DATA LINES –
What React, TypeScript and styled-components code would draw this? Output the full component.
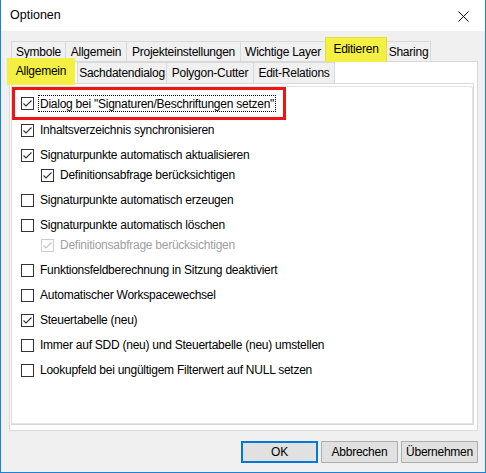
import styled, { createGlobalStyle } from "styled-components";

const GlobalStyle = createGlobalStyle`
  html, body {
    margin: 0;
    padding: 0;
    background: #ffffff;
  }
  body {
    font-family: "Liberation Sans", Arial, sans-serif;
    font-size: 12px;
    letter-spacing: -0.25px;
    color: #000000;
  }
  * {
    box-sizing: border-box;
  }
`;

type Tab = { label: string; w: number; active?: boolean };
type Opt = {
  label: string;
  checked?: boolean;
  sub?: boolean;
  disabled?: boolean;
  marked?: boolean;
};

const mainTabs: Tab[] = [
  { label: "Symbole", w: 55 },
  { label: "Allgemein", w: 62 },
  { label: "Projekteinstellungen", w: 115 },
  { label: "Wichtige Layer", w: 86 },
  { label: "Editieren", w: 62, active: true },
  { label: "Sharing", w: 45 },
];

const subTabs: Tab[] = [
  { label: "Allgemein", w: 68, active: true },
  { label: "Sachdatendialog", w: 90 },
  { label: "Polygon-Cutter", w: 88 },
  { label: "Edit-Relations", w: 82 },
];

const options: Opt[] = [
  { label: 'Dialog bei "Signaturen/Beschriftungen setzen"', checked: true, marked: true },
  { label: "Inhaltsverzeichnis synchronisieren", checked: true },
  { label: "Signaturpunkte automatisch aktualisieren", checked: true },
  { label: "Definitionsabfrage berücksichtigen", checked: true, sub: true },
  { label: "Signaturpunkte automatisch erzeugen" },
  { label: "Signaturpunkte automatisch löschen" },
  { label: "Definitionsabfrage berücksichtigen", checked: true, sub: true, disabled: true },
  { label: "Funktionsfeldberechnung in Sitzung deaktiviert" },
  { label: "Automatischer Workspacewechsel" },
  { label: "Steuertabelle (neu)", checked: true },
  { label: "Immer auf SDD (neu) und Steuertabelle (neu) umstellen" },
  { label: "Lookupfeld bei ungültigem Filterwert auf NULL setzen" },
];

const CheckBox = ({ checked, disabled }: { checked?: boolean; disabled?: boolean }) => (
  <Box $disabled={disabled}>
    {checked && (
      <svg width="11" height="11" viewBox="0 0 11 11">
        <polyline
          points="1.5,5.5 4,8 9.5,2.5"
          fill="none"
          stroke={disabled ? "#c4c4c4" : "#333333"}
          strokeWidth="1.1"
        />
      </svg>
    )}
  </Box>
);

const App = () => {
  return (
    <>
      <GlobalStyle />
      <Window>
        <TitleBar>
          <Title>Optionen</Title>
          <Close>
            <svg width="11" height="11" viewBox="0 0 11 11">
              <path d="M0.5 0.5 L10.5 10.5 M10.5 0.5 L0.5 10.5" stroke="#000" strokeWidth="1" />
            </svg>
          </Close>
        </TitleBar>
        <Body>
          <MainStrip>
            {mainTabs.map((t) => (
              <MainTab key={t.label} $w={t.w} $active={t.active}>
                {t.label}
              </MainTab>
            ))}
          </MainStrip>
          <OuterPage>
            <SubStrip>
              {subTabs.map((t) => (
                <SubTab key={t.label} $w={t.w} $active={t.active}>
                  {t.label}
                </SubTab>
              ))}
            </SubStrip>
            <InnerPage>
              <List>
                {options.map((o, i) =>
                  o.marked ? (
                    <Marked key={i}>
                      <CheckBox checked={o.checked} />
                      <Focused>{o.label}</Focused>
                    </Marked>
                  ) : (
                    <Item key={i} $sub={o.sub}>
                      <CheckBox checked={o.checked} disabled={o.disabled} />
                      <Label $disabled={o.disabled}>{o.label}</Label>
                    </Item>
                  )
                )}
              </List>
            </InnerPage>
          </OuterPage>
          <Footer>
            <Button $default>OK</Button>
            <Button>Abbrechen</Button>
            <Button>Übernehmen</Button>
          </Footer>
        </Body>
      </Window>
    </>
  );
};

const Window = styled.div`
  width: 486px;
  height: 473px;
  display: flex;
  flex-direction: column;
  background: #f0f0f0;
  border: 1px solid #1883d7;
  border-top: none;
`;

const TitleBar = styled.div`
  height: 31px;
  flex: none;
  display: flex;
  align-items: center;
  justify-content: space-between;
  background: #ffffff;
  padding: 0 16px 0 9px;
`;

const Title = styled.span`
  font-size: 12.5px;
  letter-spacing: 0;
  margin-top: -1px;
`;

const Close = styled.span`
  display: flex;
  width: 11px;
  height: 11px;
  margin-top: 1px;
`;

const Body = styled.div`
  flex: 1;
  display: flex;
  flex-direction: column;
  padding: 0 7px 0 8px;
`;

const MainStrip = styled.div`
  height: 30px;
  display: flex;
  align-items: flex-end;
  padding-left: 2px;
`;

const MainTab = styled.div<{ $w: number; $active?: boolean }>`
  width: ${(p) => p.$w}px;
  height: ${(p) => (p.$active ? 25 : 20)}px;
  margin-right: -1px;
  margin-bottom: ${(p) => (p.$active ? -1 : 0)}px;
  position: relative;
  z-index: ${(p) => (p.$active ? 1 : 0)};
  display: flex;
  align-items: center;
  justify-content: center;
  padding-bottom: ${(p) => (p.$active ? 3 : 0)}px;
  background: ${(p) => (p.$active ? "#f3f043" : "#f0f0f0")};
  border: 1px solid ${(p) => (p.$active ? "#e3df3a" : "#d9d9d9")};
  border-bottom: none;
  white-space: nowrap;
`;

const OuterPage = styled.div`
  height: 370px;
  display: flex;
  flex-direction: column;
  background: #ffffff;
  border: 1px solid #d9d9d9;
  padding: 0 3px 5px 1px;
`;

const SubStrip = styled.div`
  height: 21px;
  flex: none;
  display: flex;
  align-items: flex-end;
`;

const SubTab = styled.div<{ $w: number; $active?: boolean }>`
  width: ${(p) => p.$w}px;
  height: ${(p) => (p.$active ? 27 : 21)}px;
  margin-left: ${(p) => (p.$active ? -4 : 0)}px;
  margin-right: ${(p) => (p.$active ? 2 : -1)}px;
  margin-bottom: ${(p) => (p.$active ? -2 : 0)}px;
  position: relative;
  z-index: ${(p) => (p.$active ? 1 : 0)};
  display: flex;
  align-items: center;
  justify-content: center;
  padding-bottom: ${(p) => (p.$active ? 1 : 0)}px;
  background: ${(p) => (p.$active ? "#f3f043" : "#f0f0f0")};
  border: ${(p) => (p.$active ? "none" : "1px solid #d9d9d9")};
  border-bottom: none;
  white-space: nowrap;
`;

const InnerPage = styled.div`
  flex: 1;
  display: flex;
  border: 1px solid #d9d9d9;
  padding: 2px 0 0 0;
`;

const List = styled.div`
  flex: 1;
  display: flex;
  flex-direction: column;
  gap: 5px;
  border: 1px solid #e0e4e9;
  border-left: none;
  border-top-right-radius: 3px;
`;

const Marked = styled.div`
  width: 274px;
  height: 33px;
  flex: none;
  display: flex;
  align-items: center;
  padding-left: 6px;
  margin-bottom: -5px;
  border: 3px solid #f01414;
`;

const Item = styled.div<{ $sub?: boolean }>`
  height: 20px;
  flex: none;
  display: flex;
  align-items: center;
  padding-left: ${(p) => (p.$sub ? 29 : 9)}px;
  margin-top: ${(p) => (p.$sub ? -5 : 0)}px;
`;

const Box = styled.span<{ $disabled?: boolean }>`
  width: 13px;
  height: 13px;
  flex: none;
  display: flex;
  background: #ffffff;
  border: 1px solid ${(p) => (p.$disabled ? "#cccccc" : "#333333")};
`;

const Label = styled.span<{ $disabled?: boolean }>`
  margin-left: 6px;
  white-space: nowrap;
  color: ${(p) => (p.$disabled ? "#a0a0a0" : "#000000")};
`;

const Focused = styled.span`
  height: 17px;
  display: flex;
  align-items: center;
  margin-left: 4px;
  padding: 0 1px;
  border: 1px dotted #000000;
  white-space: nowrap;
`;

const Footer = styled.div`
  display: flex;
  justify-content: flex-end;
  gap: 3px;
  padding-top: 10px;
`;

const Button = styled.button<{ $default?: boolean }>`
  width: 77px;
  height: 22px;
  padding: 0;
  font-family: inherit;
  font-size: 12px;
  letter-spacing: -0.25px;
  color: #000000;
  background: #e1e1e1;
  border: ${(p) => (p.$default ? "2px solid #0078d7" : "1px solid #adadad")};
`;

export default App;
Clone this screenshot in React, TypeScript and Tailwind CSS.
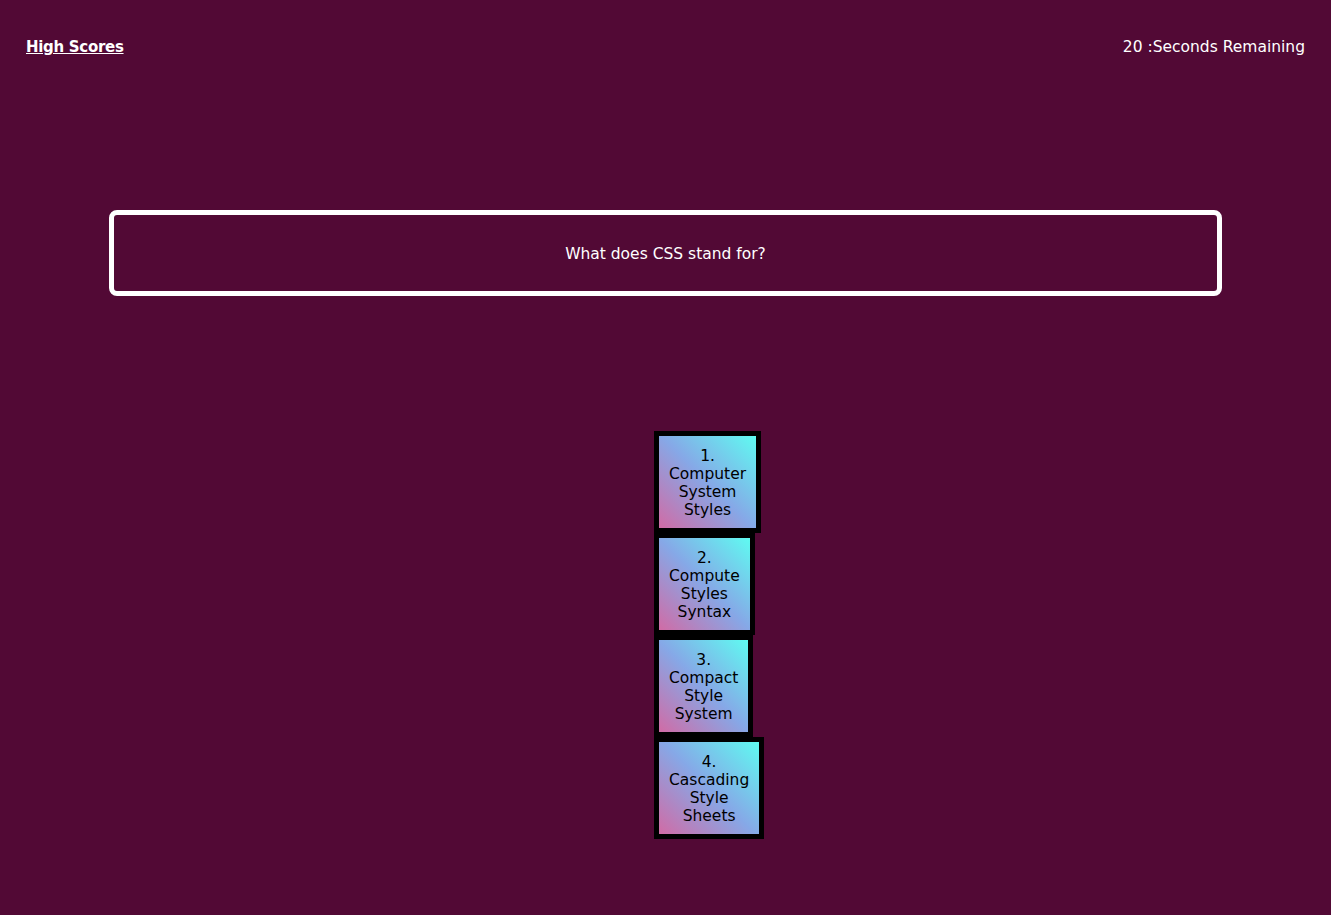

AIM –
In the listing, find every line containing the word "components" and list it.

REPLY –
What React, TypeScript and styled-components code would draw this? Output the full component.
import styled, { createGlobalStyle } from "styled-components";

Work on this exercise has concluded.